During a visit to the constituency last week, I had the opportunity to interact with a large cross-section of BJP and RSS activists at the party’s election office in Raikia town. I began my conversation by asking them what the BJP, if elected, would do to restore normalcy in the district so that the Christians who fled their ancestral villages in the wake of last year’s violence could safely return home. More than 40 Christians were killed and two Christian women raped in mob attacks that were staged on minority homes in and around Raikia last August. The violence erupted soon after the assassination by Maoists of Lakshmananda Saraswati, an RSS missionary who had been proselytising in the district, and eight months on, thousands remain displaced, too scared to return home.

Socio-economic factors

A number of socio-economic factors account for the historically fraught relationship between the adivasi Kondhas and the mainly Christian Panos in Kandhamal. Today, Kondha grievances revolve around the fear of land grabbing, the use of fake Scheduled Tribe certificates and the demand by some Pano organisations for the community to be reclassified as ST because it speaks the same Kui language as the Kondhas. But violence was never a part of the equation until the RSS, which entered the district in 1969, stepped up its work in the 1990s.

Duryodhan Lenka, who introduced himself as a representative of the BJP’s panchayat samiti, shook his head and said it was false propaganda that his party had been responsible for the arson and killing. The riots took place because of the murder of swamiji, he said. “He stood for the protection of Hindu culture and society so the Christians killed him.” Regardless of who might be responsible for the violence, I said, surely the party has a strategy to bring peace so that the pressing issues of development could be addressed. Lenka and the other activists looked at me as if I was a mad person. Vinayak Panda, president of the BJP’s district youth wing, shrugged his shoulders. “What can we do? We have no strategy.” The main issue, said another activist, was that the “false cases” that had been filed against 10,000 “innocent people” for the violence should be withdrawn and that swamiji’s killers be caught. Among the men he described as innocent was Manoj Kumar Pradhan, the BJP candidate for the G. Udaygiri Assembly seat, who the administration alleges was the chief executioner of the anti-Christian violence.

As the BJP activists warmed to the discussion, one young leader told me that the scale of the violence had been exaggerated and that many Christians had burnt their own “toota-phoota.” or dilapidated, homes in order to get government compensation. “You have to understand that they are lazy,” he said. “If they stay in camp instead of going home, they get free food and relief. They don’t have to work. And then they know the money they are getting from America will stop the minute they leave the camps.”

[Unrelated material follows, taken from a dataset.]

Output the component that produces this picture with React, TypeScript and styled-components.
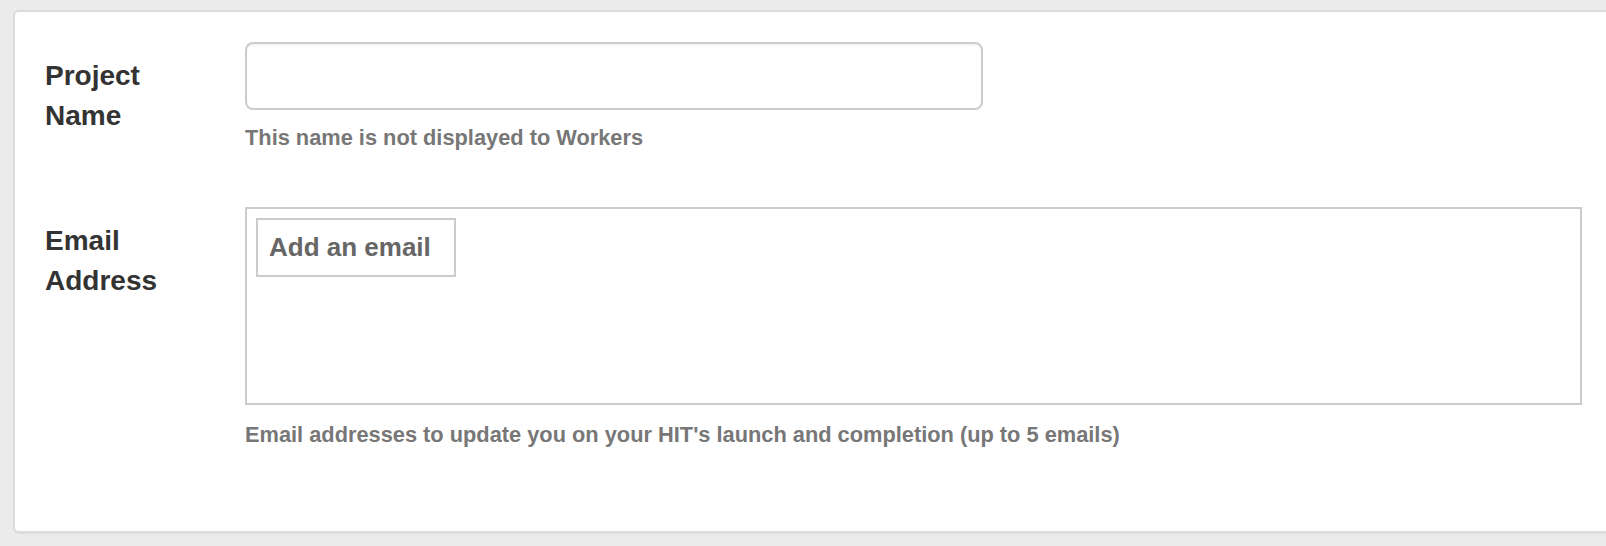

Ashok Sahu, a young RSS activist (not to be confused with the BJP candidate currently in jail for hate speech) then listed out a number of sins that he said the Christians were guilty of. These included falsely accusing Hindus of committing crimes, abducting Hindu girls, grabbing adivasi land and reservation quotas, and, of course, engaging in religious conversion. And now “they” had joined hands with the Maoists to kill Lakhsmananda Saraswati. I turned the discussion back to the late swami’s work. Some scholars have written that he also tried to influence the religious practices of the adivasis so that they were more in line with the Hindu mainstream, I said. He wanted the Kondhas to give up traditional practices like ‘dhangda dhangdi,’ for example, in favour of more brahminised Hindu rituals. “Definitely swamiji tried to promote good sanskaras among the adivasis,” an activist replied. But doesn’t that amount to the same kind of religious conversion you accuse the Christians of doing, I asked. They bristled at the suggestion and turned to an older adivasi supporter who was sitting among us for support. “Did the swamiji try to get the adivasis to change their religion?” someone asked him. To their surprise and horror, the adivasi, G. Pradhan, said yes. It was also dharmantaran, or conversion. A bitter argument followed, but Pradhan stuck to his guns. Panda, the BJP youth leader, quickly brought the discussion back to the violence. “If swamiji had not been killed, this would not have happened,” he said, adding in English, for effect: “For every action, there is an equal and opposite reaction.”

I wanted to say there was at least one Christian, Newton, he seemed to approve of but resisted the urge. The discussion had come full circle and it was time to leave.